- [RECORDED INFORMATION]
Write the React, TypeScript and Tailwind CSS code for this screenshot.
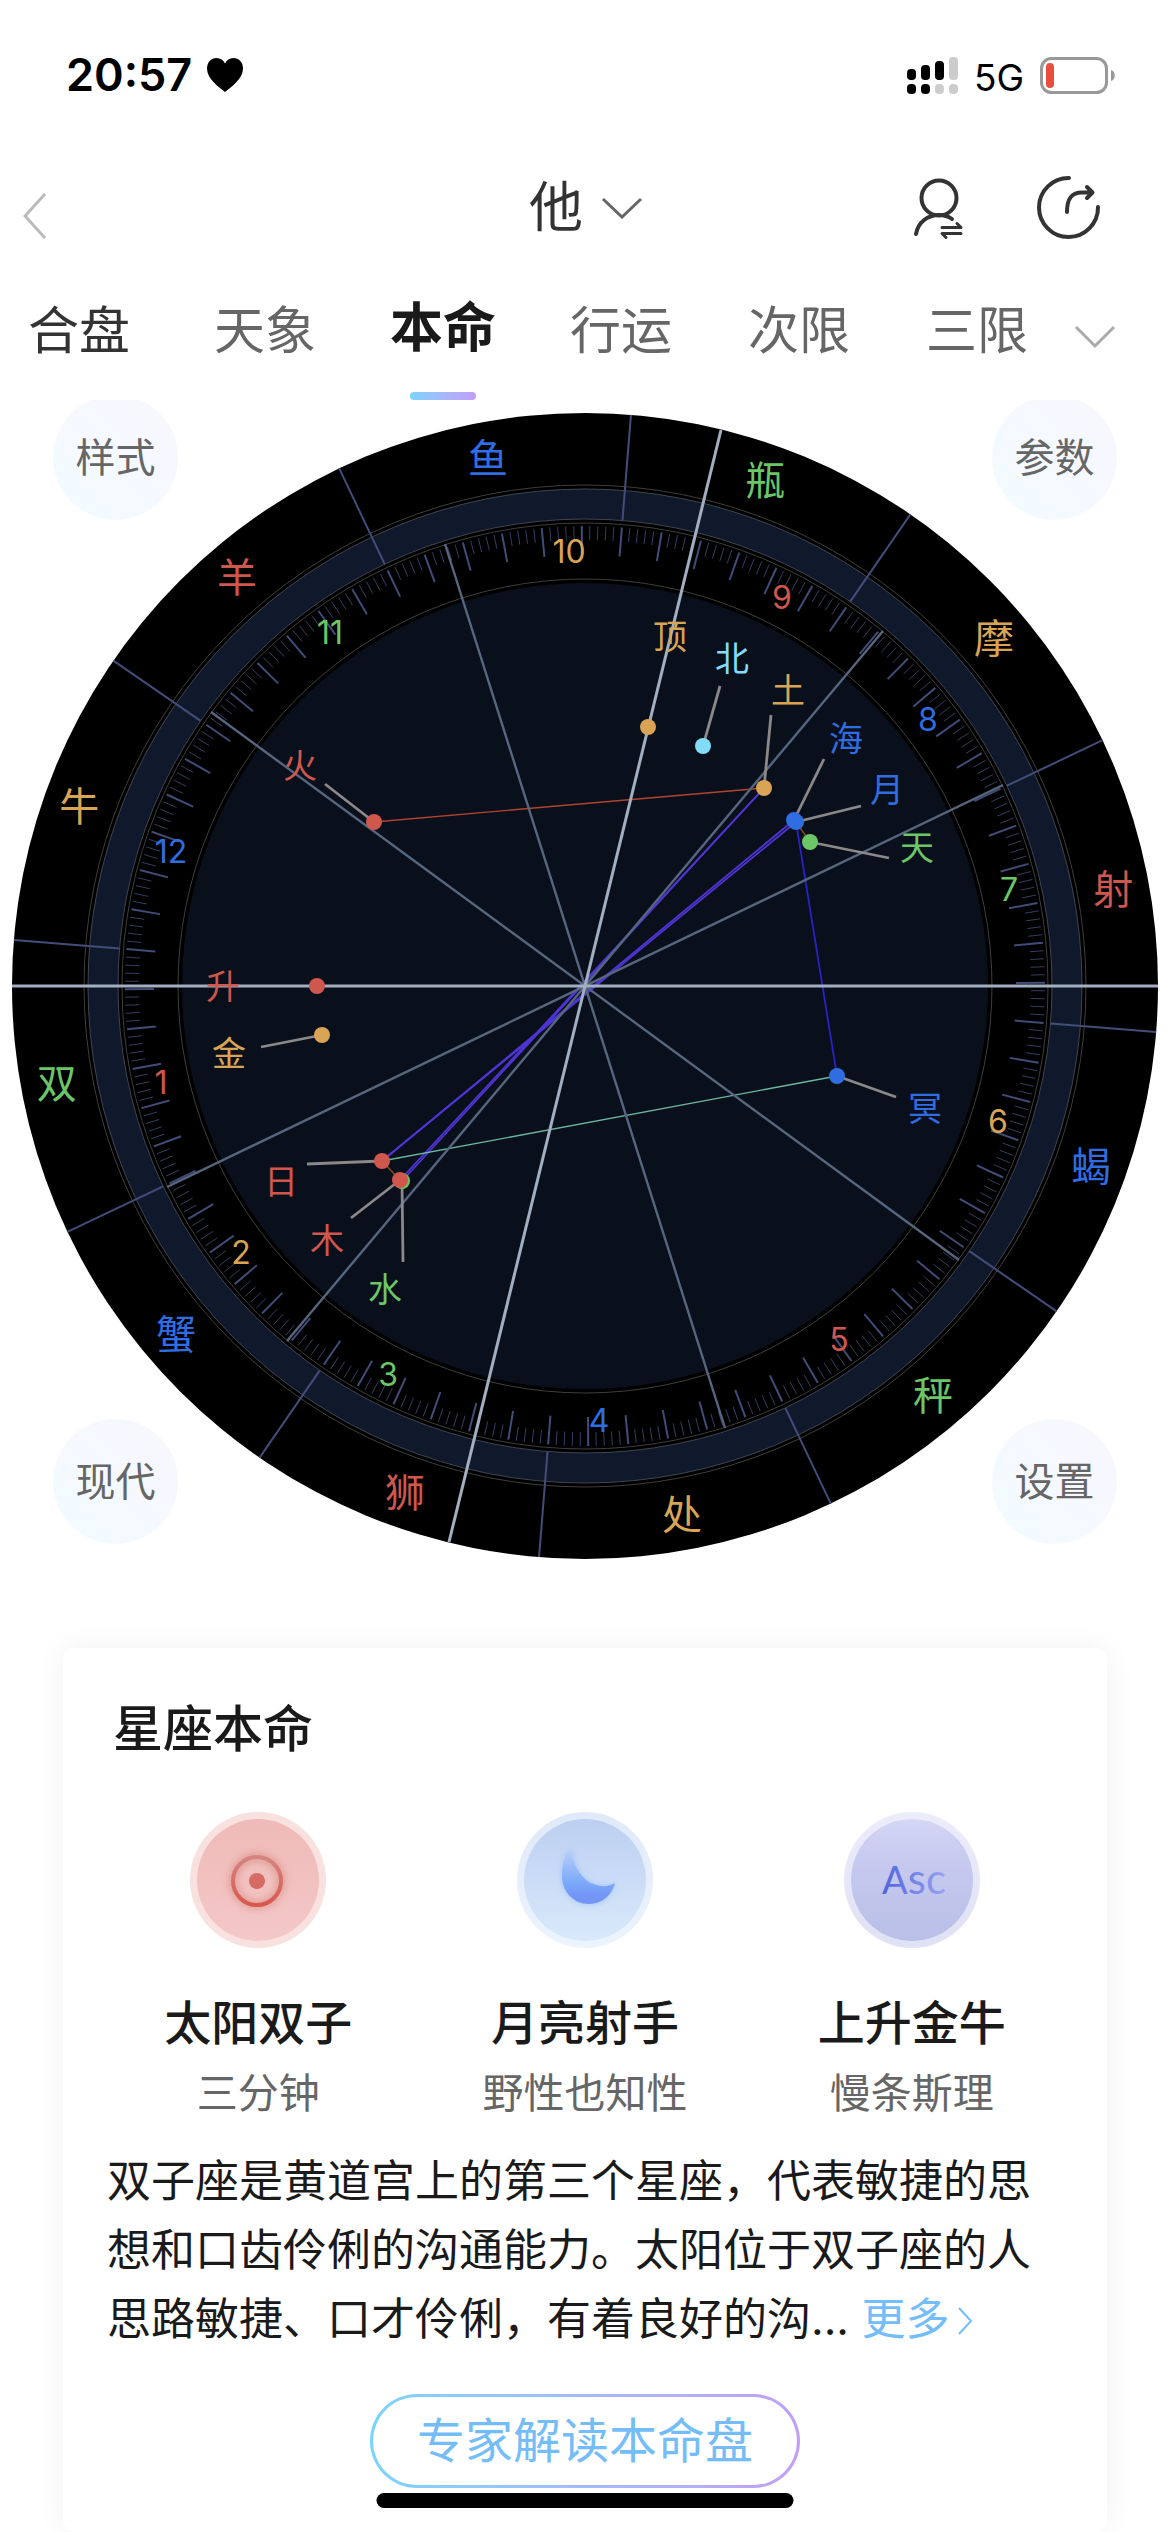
import React from "react";

const RED = "#cf574e";
const ORANGE = "#d9a455";
const GREEN = "#6cc667";
const BLUE = "#2f6de0";
const CYAN = "#82dcf8";

const R = 573;
const SIGN_OFFSET = 4.6;

function polar(deg: number, r: number): [number, number] {
  const a = (deg * Math.PI) / 180;
  return [-Math.cos(a) * r, -Math.sin(a) * r];
}

const signs: [string, string][] = [
  ["牛", ORANGE],
  ["羊", RED],
  ["鱼", BLUE],
  ["瓶", GREEN],
  ["摩", ORANGE],
  ["射", RED],
  ["蝎", BLUE],
  ["秤", GREEN],
  ["处", ORANGE],
  ["狮", RED],
  ["蟹", BLUE],
  ["双", GREEN],
];

const houses: [number, number, number, string][] = [
  [1, -424, 97, RED],
  [2, -344, 267, ORANGE],
  [3, -197, 389, GREEN],
  [4, 14, 435, BLUE],
  [5, 254, 354, RED],
  [6, 413, 136, ORANGE],
  [7, 424, -96, GREEN],
  [8, 343, -266, BLUE],
  [9, 197, -388, RED],
  [10, -16, -434, ORANGE],
  [11, -255, -353, GREEN],
  [12, -414, -134, BLUE],
];

const cusps: [number, number][] = [
  [140, 442],
  [374, 274],
  [-418, 201],
  [-298, 355],
];

type Planet = {
  name: string;
  color: string;
  dot: [number, number];
  label: [number, number];
  end?: [number, number];
};

const planets: Planet[] = [
  { name: "顶", color: ORANGE, dot: [63, -259], label: [85, -350] },
  { name: "北", color: CYAN, dot: [118, -240], label: [147, -328], end: [135, -300] },
  { name: "土", color: ORANGE, dot: [179, -198], label: [203, -296], end: [186, -271] },
  { name: "海", color: BLUE, dot: [209, -166], label: [261, -248], end: [239, -227] },
  { name: "月", color: BLUE, dot: [211, -164], label: [302, -197], end: [276, -180] },
  { name: "天", color: GREEN, dot: [225, -144], label: [332, -139], end: [304, -128] },
  { name: "火", color: RED, dot: [-211, -164], label: [-285, -221], end: [-260, -202] },
  { name: "升", color: RED, dot: [-268, 0], label: [-362, 0] },
  { name: "金", color: ORANGE, dot: [-263, 49], label: [-356, 67], end: [-324, 61] },
  { name: "日", color: RED, dot: [-203, 175], label: [-304, 195], end: [-278, 178] },
  { name: "水", color: GREEN, dot: [-183, 195], label: [-200, 303], end: [-182, 276] },
  { name: "木", color: RED, dot: [-185, 194], label: [-258, 254], end: [-234, 232] },
  { name: "冥", color: BLUE, dot: [252, 90], label: [340, 122], end: [311, 111] },
];

const aspects: [number, number, number, number, string][] = [
  [-211, -164, 179, -198, "#b04531"],
  [179, -198, -185, 194, "#4f35d4"],
  [179, -198, -183, 195, "#4f35d4"],
  [209, -166, -203, 175, "#4f35d4"],
  [211, -164, -203, 175, "#4f35d4"],
  [211, -164, 252, 90, "#2a22c4"],
  [-203, 175, 252, 90, "#6bb79e"],
  [211, -164, 225, -144, "#83501a"],
  [-203, 175, -185, 194, "#83501a"],
];

function Wheel() {
  return (
    <svg viewBox="-573 -573 1146 1146" className="block w-full" role="img" aria-label="本命星盘">
      <circle r={R} fill="#000" />
      <circle r={501} fill="none" stroke="#3e3e3c" strokeWidth={1} />
      <circle r={482} fill="none" stroke="#10192c" strokeWidth={30} />
      <circle r={497} fill="none" stroke="#3f444e" strokeWidth={1} />
      <circle r={467} fill="none" stroke="#3f444e" strokeWidth={1} />
      <circle r={463} fill="none" stroke="#3e3e3c" strokeWidth={1} />
      <circle r={407} fill="none" stroke="#3e3e3c" strokeWidth={1} />
      <circle r={403} fill="#090f1b" />

      {Array.from({ length: 360 }, (_, i) => {
        const major = i % 5 === 0;
        const [x1, y1] = polar(SIGN_OFFSET + i, 460);
        const [x2, y2] = polar(SIGN_OFFSET + i, major ? 431 : 446);
        return (
          <line key={i} x1={x1} y1={y1} x2={x2} y2={y2} stroke={major ? "#414c78" : "#353d62"} strokeWidth={major ? 2 : 1} />
        );
      })}

      {signs.map(([name], i) => {
        const [x1, y1] = polar(SIGN_OFFSET + i * 30, R);
        const [x2, y2] = polar(SIGN_OFFSET + i * 30, 467);
        return <line key={name} x1={x1} y1={y1} x2={x2} y2={y2} stroke="#434d79" strokeWidth={2} />;
      })}

      {houses.map(([n, x, y, color]) => (
        <text key={n} x={x} y={y + 11} fill={color} fontSize={32} textAnchor="middle">
          {n}
        </text>
      ))}
      {signs.map(([name, color], i) => {
        const [x, y] = polar(SIGN_OFFSET + 15 + i * 30, 537);
        return (
          <text key={name} x={x} y={y + 15} fill={color} fontSize={40} textAnchor="middle">
            {name}
          </text>
        );
      })}

      {aspects.map(([x1, y1, x2, y2, color], i) => (
        <line key={i} x1={x1} y1={y1} x2={x2} y2={y2} stroke={color} strokeWidth={i === 0 || i > 5 ? 1.4 : 1.8} />
      ))}
      {cusps.map(([x, y]) => (
        <line key={x} x1={-x} y1={-y} x2={x} y2={y} stroke="#56667f" strokeWidth={2.4} />
      ))}
      <line x1={136} y1={-556} x2={-136} y2={556} stroke="#a1afc1" strokeWidth={3} />
      <line x1={-R} y1={0} x2={R} y2={0} stroke="#a1afc1" strokeWidth={3} />

      {planets.map(
        (p) =>
          p.end && (
            <line key={p.name} x1={p.dot[0]} y1={p.dot[1]} x2={p.end[0]} y2={p.end[1]} stroke="#8a8888" strokeWidth={2.8} />
          ),
      )}
      {planets.map((p) => (
        <circle key={p.name} cx={p.dot[0]} cy={p.dot[1]} r={8} fill={p.color} />
      ))}
      {planets.map((p) => (
        <text key={p.name} x={p.label[0]} y={p.label[1] + 13} fill={p.color} fontSize={34} textAnchor="middle">
          {p.name}
        </text>
      ))}
    </svg>
  );
}

function StatusBar() {
  return (
    <div className="flex h-[132px] items-start justify-between pt-[54px] pr-[54px] pl-[66px] text-black">
      <div className="flex items-center gap-[14px]">
        <span className="text-[45px] leading-[42px] font-semibold">20:57</span>
        <svg viewBox="0 0 38 36" className="h-9 w-[38px]" aria-hidden="true">
          <path d="M19 35C13 30 1 22 1 11.500C1 5 5.500 1 10.500 1C14.500 1 17.500 3.200 19 6.500C20.500 3.200 23.500 1 27.500 1C32.500 1 37 5 37 11.500C37 22 25 30 19 35Z" />
        </svg>
      </div>
      <div className="flex items-center gap-4">
        <svg viewBox="0 0 51 38" className="h-[38px] w-[51px]" aria-hidden="true">
          <rect x="0" y="12" width="9" height="11" rx="4" />
          <rect x="14" y="8" width="9" height="15" rx="4" />
          <rect x="28" y="4" width="9" height="19" rx="4" />
          <rect x="42" y="0" width="9" height="23" rx="4" fill="#ccc" />
          <rect x="0" y="27" width="9" height="10" rx="4" />
          <rect x="14" y="27" width="9" height="10" rx="4" />
          <rect x="28" y="27" width="9" height="10" rx="4" fill="#ccc" />
          <rect x="42" y="27" width="9" height="10" rx="4" fill="#ccc" />
        </svg>
        <span className="pt-1 text-[37px] leading-[40px]">5G</span>
        <svg viewBox="0 0 76 38" className="h-[38px] w-[76px]" aria-hidden="true">
          <rect x="1.500" y="1.500" width="65" height="34" rx="10" fill="none" stroke="#999" strokeWidth="3" />
          <rect x="6" y="6" width="8" height="25" rx="4" fill="#ea4d3d" />
          <path d="M71 13C76 14 76 23 71 24Z" fill="#999" />
        </svg>
      </div>
    </div>
  );
}

function Header() {
  return (
    <header className="grid h-[146px] grid-cols-[1fr_auto_1fr] items-start">
      <button aria-label="返回" className="mt-[60px] ml-[23px] w-6">
        <svg viewBox="0 0 24 48" className="h-12 w-6" fill="none" stroke="#bbb" strokeWidth="3">
          <path d="M22 2L2 24L22 46" />
        </svg>
      </button>
      <button className="mt-10 ml-[2px] flex items-center gap-[18px] text-[54px] leading-[72px] text-[#333]">
        他
        <svg viewBox="0 0 42 22" className="h-[22px] w-[42px]" fill="none" stroke="#666" strokeWidth="3" aria-hidden="true">
          <path d="M2 2L21 20L40 2" />
        </svg>
      </button>
      <div className="mt-[42px] mr-[68px] flex justify-end gap-[71px]">
        <button aria-label="切换档案">
          <svg viewBox="0 0 52 66" className="h-[66px] w-[52px]" fill="none" stroke="#333" strokeWidth="4" strokeLinecap="round" strokeLinejoin="round">
            <circle cx="26" cy="24" r="17.500" />
            <path d="M3 60C5 48 15 41 26 41C31 41 35 42 39 45" />
            <path d="M29 53.500H48L44 49.500M29 59.500H48M29 59.500L33 63.500" strokeWidth="3" />
          </svg>
        </button>
        <button aria-label="分享">
          <svg viewBox="0 0 66 66" className="size-[66px]" fill="none" stroke="#333" strokeWidth="4" strokeLinecap="round" strokeLinejoin="round">
            <path d="M33 4A29.500 29.500 0 1 0 62 33" />
            <path d="M31 38C31 24 36 18.500 46 18.500H56M51 13L56.500 18.500L51 24" />
          </svg>
        </button>
      </div>
    </header>
  );
}

function Tabs() {
  return (
    <nav className="flex h-[122px] items-stretch text-[51px] leading-[72px] text-[#666]">
      <button className="w-[176px] shrink-0 pt-[17px] pl-7 text-left text-[#333]">
        <span className="block h-[105px]">合盘</span>
      </button>
      {["天象", "本命", "行运", "次限", "三限"].map((t) =>
        t === "本命" ? (
          <button key={t} aria-current="page" className="flex flex-1 flex-col items-center justify-between pt-[14px] text-[53px] font-bold text-[#1a1a1a]">
            {t}
            <span className="h-2 w-[66px] rounded-full bg-linear-to-r from-[#7ad3fb] to-[#c09df8]" />
          </button>
        ) : (
          <button key={t} className="flex flex-1 flex-col items-center pt-[17px]">
            {t}
          </button>
        ),
      )}
      <button aria-label="更多标签" className="w-[104px] shrink-0 pl-2">
        <svg viewBox="0 0 42 24" className="mb-1 h-6 w-[42px]" fill="none" stroke="#aaa" strokeWidth="3">
          <path d="M2 2L21 21L40 2" />
        </svg>
      </button>
    </nav>
  );
}

const cornerBase =
  "absolute size-[125px] rounded-full bg-linear-to-tr from-[#f1fcff] to-[#f9f6fe] text-[40px] leading-[60px] text-[#666]";

function ChartSection() {
  return (
    <section className="relative overflow-hidden px-3 pt-[13px]">
      <Wheel />
      <button className={`${cornerBase} -top-[5px] left-[53px]`}>样式</button>
      <button className={`${cornerBase} -top-[5px] right-[53px]`}>参数</button>
      <button className={`${cornerBase} bottom-[15px] left-[53px]`}>现代</button>
      <button className={`${cornerBase} right-[53px] bottom-[15px]`}>设置</button>
    </section>
  );
}

function SunIcon() {
  return (
    <svg viewBox="0 0 136 136" className="size-[136px]" aria-hidden="true">
      <defs>
        <linearGradient id="sunBg" x1="0" y1="0" x2="0" y2="1">
          <stop offset="0" stopColor="#efbab7" />
          <stop offset="1" stopColor="#f3c8c8" />
        </linearGradient>
        <linearGradient id="sunFg" x1="0" y1="0" x2="0" y2="1">
          <stop offset="0" stopColor="#d58580" />
          <stop offset="1" stopColor="#d8574d" />
        </linearGradient>
        <filter id="sunGlow" x="-50%" y="-50%" width="200%" height="200%">
          <feGaussianBlur stdDeviation="4" />
        </filter>
      </defs>
      <circle cx="68" cy="68" r="68" fill="#f9e1e0" />
      <circle cx="68" cy="68" r="61" fill="url(#sunBg)" />
      <circle cx="67" cy="69" r="24" fill="none" stroke="#da8f88" strokeWidth="6" filter="url(#sunGlow)" />
      <circle cx="67" cy="69" r="24" fill="none" stroke="url(#sunFg)" strokeWidth="4" />
      <circle cx="67" cy="69" r="8" fill="#d56b64" />
    </svg>
  );
}

function MoonIcon() {
  const d = "M54 36C47 44 45 54 45 64C45 80 57 92 72 92C85 92 95 83 98 71C90 76 78 75 69 68C60 60 55 48 54 36Z";
  return (
    <svg viewBox="0 0 136 136" className="size-[136px]" aria-hidden="true">
      <defs>
        <linearGradient id="moonRing" x1="0" y1="0" x2="0" y2="1">
          <stop offset="0" stopColor="#e0e9f8" />
          <stop offset="1" stopColor="#ecf4fe" />
        </linearGradient>
        <linearGradient id="moonBg" x1="0" y1="0" x2="0" y2="1">
          <stop offset="0" stopColor="#bccff1" />
          <stop offset="1" stopColor="#d9e9fb" />
        </linearGradient>
        <linearGradient id="moonFg" x1="0" y1="0" x2="0" y2="1">
          <stop offset="0" stopColor="#bdd1f5" />
          <stop offset="0.600" stopColor="#7dabf9" />
          <stop offset="0.850" stopColor="#7295f6" />
        </linearGradient>
        <filter id="moonGlow" x="-50%" y="-50%" width="200%" height="200%">
          <feGaussianBlur stdDeviation="3" />
        </filter>
      </defs>
      <circle cx="68" cy="68" r="68" fill="url(#moonRing)" />
      <circle cx="68" cy="68" r="61" fill="url(#moonBg)" />
      <path d={d} fill="#a3c2f8" filter="url(#moonGlow)" />
      <path d={d} fill="url(#moonFg)" />
    </svg>
  );
}

function AscIcon() {
  return (
    <svg viewBox="0 0 136 136" className="size-[136px]">
      <defs>
        <linearGradient id="ascRing" x1="0" y1="0" x2="0" y2="1">
          <stop offset="0" stopColor="#ececfb" />
          <stop offset="1" stopColor="#dfe1f4" />
        </linearGradient>
        <linearGradient id="ascBg" x1="0" y1="0" x2="0" y2="1">
          <stop offset="0" stopColor="#d5d7f5" />
          <stop offset="0.300" stopColor="#c8caf0" />
          <stop offset="1" stopColor="#b9bfe7" />
        </linearGradient>
        <linearGradient id="ascFg" x1="0" y1="0" x2="1" y2="0">
          <stop offset="0" stopColor="#5064da" />
          <stop offset="1" stopColor="#9ba5f1" />
        </linearGradient>
      </defs>
      <circle cx="68" cy="68" r="68" fill="url(#ascRing)" />
      <circle cx="68" cy="68" r="61" fill="url(#ascBg)" />
      <text x="70" y="82" fontSize="38" textAnchor="middle" fill="url(#ascFg)" fontFamily="Lato, sans-serif">
        A<tspan fontSize="42">sc</tspan>
      </text>
    </svg>
  );
}

const traits = [
  { icon: <SunIcon />, title: "太阳双子", sub: "三分钟" },
  { icon: <MoonIcon />, title: "月亮射手", sub: "野性也知性" },
  { icon: <AscIcon />, title: "上升金牛", sub: "慢条斯理" },
];

function NatalCard() {
  return (
    <section className="mx-[63px] mt-[89px] rounded-xl bg-white pt-[45px] pb-11 shadow-[0_0_32px_rgba(0,0,0,0.06)]">
      <h2 className="pl-[50px] text-[50px] leading-[72px] font-medium text-[#1a1a1a]">星座本命</h2>
      <div className="mx-8 mt-[47px] grid grid-cols-3">
        {traits.map((t) => (
          <div key={t.title} className="flex flex-col items-center">
            {t.icon}
            <h3 className="mt-[43px] text-[47px] leading-[64px] font-medium text-[#1a1a1a]">{t.title}</h3>
            <p className="mt-2 text-[41px] leading-[60px] text-[#666]">{t.sub}</p>
          </div>
        ))}
      </div>
      <p className="mx-11 mt-6 text-[44px] leading-[69px] text-[#1a1a1a]">
        双子座是黄道宫上的第三个星座，代表敏捷的思想和口齿伶俐的沟通能力。太阳位于双子座的人思路敏捷、口才伶俐，有着良好的沟...{" "}
        <a href="#more" className="whitespace-nowrap text-[#74bdf8]">
          更多
          <svg viewBox="0 0 16 28" className="ml-2 inline-block h-7 w-4 align-baseline" fill="none" stroke="currentColor" strokeWidth="2" aria-hidden="true">
            <path d="M2 1L14 14L2 27" />
          </svg>
        </a>
      </p>
      <div className="mt-10 flex justify-center">
        <button className="rounded-full bg-linear-to-r from-[#79d4fa] to-[#c09ff7] p-[3px]">
          <span className="block rounded-full bg-white px-11 text-[48px] leading-[88px] text-[#74bdf8]">专家解读本命盘</span>
        </button>
      </div>
    </section>
  );
}

export default function App() {
  return (
    <div
      lang="zh-CN"
      className="relative min-h-screen overflow-hidden bg-white font-['Inter','Noto_Sans_CJK_SC',sans-serif]"
    >
      <StatusBar />
      <Header />
      <Tabs />
      <main>
        <ChartSection />
        <NatalCard />
      </main>
      <div className="absolute bottom-6 left-1/2 h-[15px] w-[417px] -translate-x-1/2 rounded-full bg-black" />
    </div>
  );
}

- [WHAT IS NEEDED] Count up every line above that has the word "React" in it; answer with the number alone.

- [SOLUTION FOR THIS PROBLEM] 2